The first structure that Brooks describes is that of logarithmic learning, and this is the type that I want to focus on the most.  This is the learning that takes place when we take up a new sport or activity, like running.  Brooks, citing Young, notes that in the initial stages you make a lot of progress quickly, but then as you grow in the activity, your growth slows down and the breakthroughs become fewer and further between each other.  Those initial runs, while hard, lead very quickly to improvements in endurance and technique and to large drops in time when you race.

This spring when I began running again, my first 5K I was only able to run 2 miles of it, and that by running the first mile, walking the second mile, and then running to the finish where there were spectators again (yes vanity is a motivating factor), and it took over 45 minutes.  My next run, less than a month later and after I had only been running for 10 days and had yet to go over 1.5 miles at a time, I was able to run 2.5 miles of the race by running the first 1.5 miles, then walking .5, and running the final mile again.  My time also dropped to just below 40 minutes.  That is very strong growth in a short period of time.  As I progress, and keep adding distance each week, I feel myself getting stronger, but my ability to drop time is likely to be a lot less pronounced and eventually I will plateau somewhere around a 27-30 minute 5K.  Still, great growth from where I started, but in order to drop further below, I will need to change my training more, vary my run distances and focus on technique much more than I do now, and then to only get small amounts of growth.

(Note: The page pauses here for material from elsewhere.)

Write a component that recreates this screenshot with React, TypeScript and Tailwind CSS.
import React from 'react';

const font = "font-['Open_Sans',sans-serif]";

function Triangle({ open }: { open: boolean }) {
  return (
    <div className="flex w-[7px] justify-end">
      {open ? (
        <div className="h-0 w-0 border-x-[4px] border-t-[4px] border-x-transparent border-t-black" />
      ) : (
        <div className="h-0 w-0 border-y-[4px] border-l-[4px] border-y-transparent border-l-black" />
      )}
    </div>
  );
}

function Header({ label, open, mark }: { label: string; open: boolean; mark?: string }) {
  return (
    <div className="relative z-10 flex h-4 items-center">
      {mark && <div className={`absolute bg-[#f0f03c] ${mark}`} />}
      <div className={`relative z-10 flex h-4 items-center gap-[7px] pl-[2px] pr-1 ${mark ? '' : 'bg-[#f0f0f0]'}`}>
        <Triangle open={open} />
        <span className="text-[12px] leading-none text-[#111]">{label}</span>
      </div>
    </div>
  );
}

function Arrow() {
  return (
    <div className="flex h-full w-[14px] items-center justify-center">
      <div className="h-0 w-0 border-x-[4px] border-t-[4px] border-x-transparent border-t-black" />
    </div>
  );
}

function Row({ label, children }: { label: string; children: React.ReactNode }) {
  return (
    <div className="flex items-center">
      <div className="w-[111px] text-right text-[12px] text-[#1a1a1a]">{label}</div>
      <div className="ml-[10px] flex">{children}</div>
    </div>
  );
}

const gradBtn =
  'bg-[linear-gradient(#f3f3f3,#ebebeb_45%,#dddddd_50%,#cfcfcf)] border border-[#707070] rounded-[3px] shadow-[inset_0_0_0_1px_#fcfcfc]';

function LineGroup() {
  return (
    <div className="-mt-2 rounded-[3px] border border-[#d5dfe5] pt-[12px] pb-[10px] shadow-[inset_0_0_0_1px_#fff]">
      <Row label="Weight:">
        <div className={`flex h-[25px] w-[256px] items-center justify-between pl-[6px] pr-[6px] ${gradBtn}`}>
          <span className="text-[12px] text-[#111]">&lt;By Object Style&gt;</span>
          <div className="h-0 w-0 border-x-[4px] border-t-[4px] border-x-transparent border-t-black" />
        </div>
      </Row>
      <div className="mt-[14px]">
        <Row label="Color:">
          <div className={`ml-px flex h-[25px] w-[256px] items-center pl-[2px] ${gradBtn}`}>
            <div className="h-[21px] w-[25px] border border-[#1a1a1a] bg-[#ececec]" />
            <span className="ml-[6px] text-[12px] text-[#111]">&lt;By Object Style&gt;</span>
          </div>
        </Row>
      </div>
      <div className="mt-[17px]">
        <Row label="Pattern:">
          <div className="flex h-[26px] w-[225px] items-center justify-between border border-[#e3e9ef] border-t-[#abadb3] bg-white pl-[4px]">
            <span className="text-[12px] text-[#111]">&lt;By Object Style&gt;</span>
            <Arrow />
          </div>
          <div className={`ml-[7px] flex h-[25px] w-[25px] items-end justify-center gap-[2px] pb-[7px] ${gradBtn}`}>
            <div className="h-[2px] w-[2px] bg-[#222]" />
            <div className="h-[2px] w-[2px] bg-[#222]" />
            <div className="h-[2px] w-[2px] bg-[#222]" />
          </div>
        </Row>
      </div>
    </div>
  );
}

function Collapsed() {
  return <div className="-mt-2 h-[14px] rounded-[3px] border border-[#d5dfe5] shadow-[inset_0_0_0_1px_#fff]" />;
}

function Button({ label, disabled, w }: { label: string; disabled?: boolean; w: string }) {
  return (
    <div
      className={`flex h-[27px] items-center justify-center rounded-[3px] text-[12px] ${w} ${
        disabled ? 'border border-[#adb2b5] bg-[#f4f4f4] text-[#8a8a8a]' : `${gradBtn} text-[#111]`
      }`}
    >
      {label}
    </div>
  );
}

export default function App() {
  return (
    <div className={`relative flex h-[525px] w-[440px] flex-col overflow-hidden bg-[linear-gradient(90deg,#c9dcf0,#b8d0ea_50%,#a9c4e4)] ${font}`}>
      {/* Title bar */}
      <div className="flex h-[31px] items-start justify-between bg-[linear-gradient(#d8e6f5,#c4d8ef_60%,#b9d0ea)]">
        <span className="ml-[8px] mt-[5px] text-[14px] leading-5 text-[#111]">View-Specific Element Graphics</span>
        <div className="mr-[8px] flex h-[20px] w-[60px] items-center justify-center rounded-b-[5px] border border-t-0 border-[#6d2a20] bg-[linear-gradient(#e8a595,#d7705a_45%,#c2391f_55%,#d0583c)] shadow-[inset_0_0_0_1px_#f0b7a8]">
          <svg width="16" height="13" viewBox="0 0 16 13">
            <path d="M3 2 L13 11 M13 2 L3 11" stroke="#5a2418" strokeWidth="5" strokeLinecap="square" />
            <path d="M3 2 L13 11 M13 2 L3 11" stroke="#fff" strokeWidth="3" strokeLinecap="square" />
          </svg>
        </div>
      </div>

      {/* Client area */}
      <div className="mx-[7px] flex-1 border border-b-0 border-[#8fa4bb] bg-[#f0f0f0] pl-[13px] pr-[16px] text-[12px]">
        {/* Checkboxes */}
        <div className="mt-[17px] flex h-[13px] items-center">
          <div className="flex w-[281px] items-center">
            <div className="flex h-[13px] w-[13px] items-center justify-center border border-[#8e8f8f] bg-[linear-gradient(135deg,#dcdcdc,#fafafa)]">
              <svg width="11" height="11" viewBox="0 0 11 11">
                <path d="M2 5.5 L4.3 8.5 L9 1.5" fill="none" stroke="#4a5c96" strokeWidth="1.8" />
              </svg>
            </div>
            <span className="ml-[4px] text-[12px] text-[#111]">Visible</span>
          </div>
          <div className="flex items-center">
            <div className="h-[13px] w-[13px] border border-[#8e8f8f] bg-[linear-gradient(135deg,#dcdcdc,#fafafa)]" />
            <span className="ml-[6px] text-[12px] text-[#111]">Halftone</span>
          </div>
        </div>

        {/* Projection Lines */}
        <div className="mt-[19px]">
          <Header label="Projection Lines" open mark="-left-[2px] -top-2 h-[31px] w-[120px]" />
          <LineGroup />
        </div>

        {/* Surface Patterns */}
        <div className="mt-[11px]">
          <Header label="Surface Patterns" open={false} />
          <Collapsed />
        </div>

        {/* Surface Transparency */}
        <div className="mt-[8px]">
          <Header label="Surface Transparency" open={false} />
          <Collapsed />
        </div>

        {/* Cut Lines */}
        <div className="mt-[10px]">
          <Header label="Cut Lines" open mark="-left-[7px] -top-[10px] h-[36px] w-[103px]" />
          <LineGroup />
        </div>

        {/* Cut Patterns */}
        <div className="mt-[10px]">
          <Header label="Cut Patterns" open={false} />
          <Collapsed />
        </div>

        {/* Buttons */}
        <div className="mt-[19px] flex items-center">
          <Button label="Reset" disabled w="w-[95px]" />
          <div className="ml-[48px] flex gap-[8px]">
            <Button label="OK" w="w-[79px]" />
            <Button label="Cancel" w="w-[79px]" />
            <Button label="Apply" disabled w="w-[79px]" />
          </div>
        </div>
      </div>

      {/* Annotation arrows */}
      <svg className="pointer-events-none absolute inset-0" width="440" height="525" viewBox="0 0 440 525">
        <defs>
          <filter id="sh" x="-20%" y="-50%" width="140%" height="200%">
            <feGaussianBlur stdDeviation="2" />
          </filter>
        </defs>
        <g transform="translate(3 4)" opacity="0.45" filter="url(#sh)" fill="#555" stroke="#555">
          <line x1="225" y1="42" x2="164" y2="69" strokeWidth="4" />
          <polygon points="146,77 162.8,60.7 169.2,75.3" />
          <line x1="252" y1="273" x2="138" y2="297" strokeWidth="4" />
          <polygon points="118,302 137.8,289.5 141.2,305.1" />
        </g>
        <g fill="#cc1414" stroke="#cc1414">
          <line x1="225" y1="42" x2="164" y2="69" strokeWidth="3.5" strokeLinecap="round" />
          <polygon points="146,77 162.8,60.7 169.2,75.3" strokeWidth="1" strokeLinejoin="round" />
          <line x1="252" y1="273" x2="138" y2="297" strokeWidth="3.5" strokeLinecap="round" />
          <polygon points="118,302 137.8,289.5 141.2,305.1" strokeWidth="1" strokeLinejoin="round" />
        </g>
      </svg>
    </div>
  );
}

Much like when I coached swimming and our new swimmers would drop time nearly every meet, and drop a lot of it, while our experienced swimmers would need to focus for weeks on end on very tiny adjustments to drop a few tenths of a second, the discipline to keep at it when the task becomes harder requires a different mind set from those first weeks when results come easier.

Brooks then goes on to describe exponential growth, where you need to put in Malcoom Gladwell's 10,000 hours before you can truly master the skill.  Learning paths that resemble a staircase where you grow a little and then have a period of stagnation followed by another period of growth.  Learning that acts like waves lapping at the beach, they come in and leave a little residue of knowledge, then recede, then return, to leave more and solidify what came before.  Finally, he describes the valley shaped learning curve, where you have to go down before you can rise up.  He likens this to the immigrant experience in America, but for many of our students, immigrant or not, this is the path that they often take when coming to school, and it is in the depths of those valleys, when support is not offered that we often lose them for good.

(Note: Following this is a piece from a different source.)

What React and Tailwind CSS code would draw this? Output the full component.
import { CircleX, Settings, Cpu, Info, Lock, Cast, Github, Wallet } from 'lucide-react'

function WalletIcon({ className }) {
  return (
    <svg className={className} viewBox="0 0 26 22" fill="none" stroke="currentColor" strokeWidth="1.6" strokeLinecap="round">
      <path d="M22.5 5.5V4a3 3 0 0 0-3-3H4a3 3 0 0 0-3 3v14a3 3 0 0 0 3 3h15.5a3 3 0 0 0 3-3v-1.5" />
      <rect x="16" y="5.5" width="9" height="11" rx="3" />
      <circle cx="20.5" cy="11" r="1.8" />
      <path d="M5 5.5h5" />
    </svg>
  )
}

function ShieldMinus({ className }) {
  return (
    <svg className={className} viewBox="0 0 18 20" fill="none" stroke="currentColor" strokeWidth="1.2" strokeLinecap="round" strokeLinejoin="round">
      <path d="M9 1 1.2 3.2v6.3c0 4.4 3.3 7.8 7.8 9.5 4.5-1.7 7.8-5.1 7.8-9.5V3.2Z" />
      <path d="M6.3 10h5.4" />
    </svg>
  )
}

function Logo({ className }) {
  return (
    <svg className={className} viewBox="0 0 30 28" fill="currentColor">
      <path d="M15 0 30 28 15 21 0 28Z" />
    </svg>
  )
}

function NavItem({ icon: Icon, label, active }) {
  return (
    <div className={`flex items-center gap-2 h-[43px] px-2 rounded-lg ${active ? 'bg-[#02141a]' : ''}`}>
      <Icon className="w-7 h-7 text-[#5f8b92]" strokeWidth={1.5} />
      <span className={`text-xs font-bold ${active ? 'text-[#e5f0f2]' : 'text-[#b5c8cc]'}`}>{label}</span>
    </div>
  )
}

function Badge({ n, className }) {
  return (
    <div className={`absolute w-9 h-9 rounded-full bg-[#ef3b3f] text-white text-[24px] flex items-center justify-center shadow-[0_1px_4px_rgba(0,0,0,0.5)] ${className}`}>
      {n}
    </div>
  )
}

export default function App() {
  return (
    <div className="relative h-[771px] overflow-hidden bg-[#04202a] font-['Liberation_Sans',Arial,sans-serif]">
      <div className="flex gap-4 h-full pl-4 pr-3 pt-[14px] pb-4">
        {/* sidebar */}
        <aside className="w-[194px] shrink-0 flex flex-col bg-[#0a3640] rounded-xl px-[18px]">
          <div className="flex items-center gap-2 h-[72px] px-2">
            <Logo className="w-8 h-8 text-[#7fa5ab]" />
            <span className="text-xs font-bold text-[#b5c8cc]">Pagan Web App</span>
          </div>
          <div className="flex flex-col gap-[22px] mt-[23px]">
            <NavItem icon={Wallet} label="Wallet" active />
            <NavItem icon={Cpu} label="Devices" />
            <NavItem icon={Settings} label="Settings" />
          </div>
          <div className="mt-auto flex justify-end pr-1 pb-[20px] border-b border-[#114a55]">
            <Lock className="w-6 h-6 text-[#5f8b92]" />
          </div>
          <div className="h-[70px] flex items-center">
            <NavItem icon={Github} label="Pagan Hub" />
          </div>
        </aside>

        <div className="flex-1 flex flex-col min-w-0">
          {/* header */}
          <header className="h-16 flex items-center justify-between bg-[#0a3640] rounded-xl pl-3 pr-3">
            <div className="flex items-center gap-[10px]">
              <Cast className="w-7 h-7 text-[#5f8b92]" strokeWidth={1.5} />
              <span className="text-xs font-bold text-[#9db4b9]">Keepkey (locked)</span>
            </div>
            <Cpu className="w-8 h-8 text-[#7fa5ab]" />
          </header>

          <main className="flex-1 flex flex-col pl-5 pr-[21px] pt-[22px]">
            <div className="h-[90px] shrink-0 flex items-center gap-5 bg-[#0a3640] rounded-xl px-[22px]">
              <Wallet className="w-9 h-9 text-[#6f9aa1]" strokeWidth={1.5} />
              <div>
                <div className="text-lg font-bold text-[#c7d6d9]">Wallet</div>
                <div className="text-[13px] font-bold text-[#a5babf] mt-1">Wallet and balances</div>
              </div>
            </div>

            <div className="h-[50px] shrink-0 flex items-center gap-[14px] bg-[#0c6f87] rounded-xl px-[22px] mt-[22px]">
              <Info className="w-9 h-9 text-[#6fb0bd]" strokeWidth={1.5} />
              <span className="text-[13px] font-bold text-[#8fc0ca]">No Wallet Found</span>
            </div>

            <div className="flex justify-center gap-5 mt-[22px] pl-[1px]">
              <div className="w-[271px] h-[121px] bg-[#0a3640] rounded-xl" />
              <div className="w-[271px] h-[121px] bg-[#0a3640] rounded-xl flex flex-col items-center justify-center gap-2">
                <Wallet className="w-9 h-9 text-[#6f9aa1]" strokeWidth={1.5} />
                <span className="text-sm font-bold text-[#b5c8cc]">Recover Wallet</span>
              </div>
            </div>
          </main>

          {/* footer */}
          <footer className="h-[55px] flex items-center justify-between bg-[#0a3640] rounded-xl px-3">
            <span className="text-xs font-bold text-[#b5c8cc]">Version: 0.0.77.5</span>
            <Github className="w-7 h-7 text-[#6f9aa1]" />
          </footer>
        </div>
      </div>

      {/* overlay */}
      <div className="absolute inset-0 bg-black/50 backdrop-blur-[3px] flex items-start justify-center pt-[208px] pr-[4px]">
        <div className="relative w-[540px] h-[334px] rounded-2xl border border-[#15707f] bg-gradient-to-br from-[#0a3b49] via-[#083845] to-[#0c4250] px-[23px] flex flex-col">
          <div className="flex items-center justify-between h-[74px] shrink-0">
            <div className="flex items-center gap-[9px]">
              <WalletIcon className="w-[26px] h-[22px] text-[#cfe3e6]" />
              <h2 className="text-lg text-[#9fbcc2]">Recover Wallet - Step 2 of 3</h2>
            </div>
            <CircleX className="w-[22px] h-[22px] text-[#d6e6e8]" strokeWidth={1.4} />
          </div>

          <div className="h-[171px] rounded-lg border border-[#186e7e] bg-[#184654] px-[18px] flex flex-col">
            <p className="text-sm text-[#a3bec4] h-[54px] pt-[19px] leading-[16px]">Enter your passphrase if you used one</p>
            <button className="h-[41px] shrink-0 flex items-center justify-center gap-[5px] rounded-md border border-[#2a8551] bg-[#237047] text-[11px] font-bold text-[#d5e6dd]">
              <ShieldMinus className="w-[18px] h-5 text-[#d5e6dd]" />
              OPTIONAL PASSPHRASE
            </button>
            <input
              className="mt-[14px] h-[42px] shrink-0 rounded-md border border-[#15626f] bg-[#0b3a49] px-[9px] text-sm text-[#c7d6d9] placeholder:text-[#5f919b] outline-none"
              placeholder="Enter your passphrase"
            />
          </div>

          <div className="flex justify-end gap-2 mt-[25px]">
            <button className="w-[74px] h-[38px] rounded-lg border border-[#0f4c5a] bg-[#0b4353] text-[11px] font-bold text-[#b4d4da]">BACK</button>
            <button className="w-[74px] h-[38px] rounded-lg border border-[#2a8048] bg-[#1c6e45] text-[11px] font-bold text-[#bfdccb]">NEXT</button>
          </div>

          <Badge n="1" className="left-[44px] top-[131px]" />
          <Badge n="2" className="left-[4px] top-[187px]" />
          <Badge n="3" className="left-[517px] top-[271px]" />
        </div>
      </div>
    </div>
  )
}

Brooks concludes by noting that "Thinking about growth structures reminds you that really successful people often have the ability to completely flip their mental dispositions" and that "the crucial thing is not what traits you intrinsically possess.  The crucial questions are: What is the structure of your domain?  Where are you now on the progress curve?  How are you interacting with the structures of the field?"

In describing these differing growth structures and asking these final questions, Brooks speaks of the nature of having a growth mindset, of being able to recognize that in our students growth occurs in different ways, at different times, and along different paths.  As educators, we need to not only recognize that this occurs in our learners not merely from the start of their school lives, but within each year and within each course.  We also need to plan for the varying types of growth and shape the path of learning to best support our learners where ever they may be on that path.  For logarithmic growth we need to make sure that they have the discipline to continue to work hard in those initial euphoric stages when the learning comes easy, and then the growth mindset to continue to persevere when the learning becomes slower as the skills needed to improve become harder to master.  In many ways, it is through this shaping of the path that we might best help our students.  By giving them confidence in their ability to learn early in the process we will be able to give them encouragement to continue on.  By creating a growth mindset in them, and supporting their efforts, when the tasks become daunting we can supply them with the fortitude to master deeper levels of learning and make those minor adjustments in their learning process to find significant breakthroughs.  The ability of us as educators to cultivate in our students the type of grit and mindset that allows for not 10,000 failures, but rather 10,000 insights into what might work, may be the most important innovation we can make as a profession.

1 comment:

  1. Your blog post conjured a couple of thoughts.

    For starters, it reminded me of "Drive." As you know, Daniel Pink defines three elements of motivation, and one of them is mastery, or "the desire to get better and better at something that matters." Later, Pink states that "Mastery Is a Pain," and that it "often involves working and working and showing little improvement, perhaps with a few moments of flow pulling you along, then making a little progress, and then working and working on that new, slightly higher plateau again. It's grueling, to be sure. But that's not the problem; that's the solution." For us, I think the question is how do we ensure that our students and teacher possess the motivation to persevere as the plateau raises and growth requires much more effort and grit? We all know that a lack of motivation or care for the task or goal will stifle the needed effort and grit quicker than anything else. For us, I think this is where personalization is important, and PCSC is on the right path.

    In "Mindsets in the Classroom," Mary Cay Ricci wrote a chapter (Chapter Three: Why is a differentiated, responsive classroom important to a growth mindset culture?) in which she defines the responsive classrooms we need to meet students' needs. For us, I think we need to define customized learning as a corporation, and make sure that we all share a common vision and contribute to a common mission so that we can provide the right kinds of challenges to our students. The right kinds of challenges are two-fold. First, they must engage students in what Pink calls "Goldilocks tasks." They can't be too hot or too cold. Students need challenges that don't exceed or fall short of their developed capabilities. Second, they must be interested! We can't expect students to put forth the effort and grit needed for great growth if they aren't interested in the tasks. That's why we have to make sure we develop the right performance tasks with our curriculum work that allow students to create products that will sustain their attention.

    Those are just some of my thoughts. Thanks for sharing your post with us, Ken, and remember, "Mastery Is an Asymptote," too. Grind on!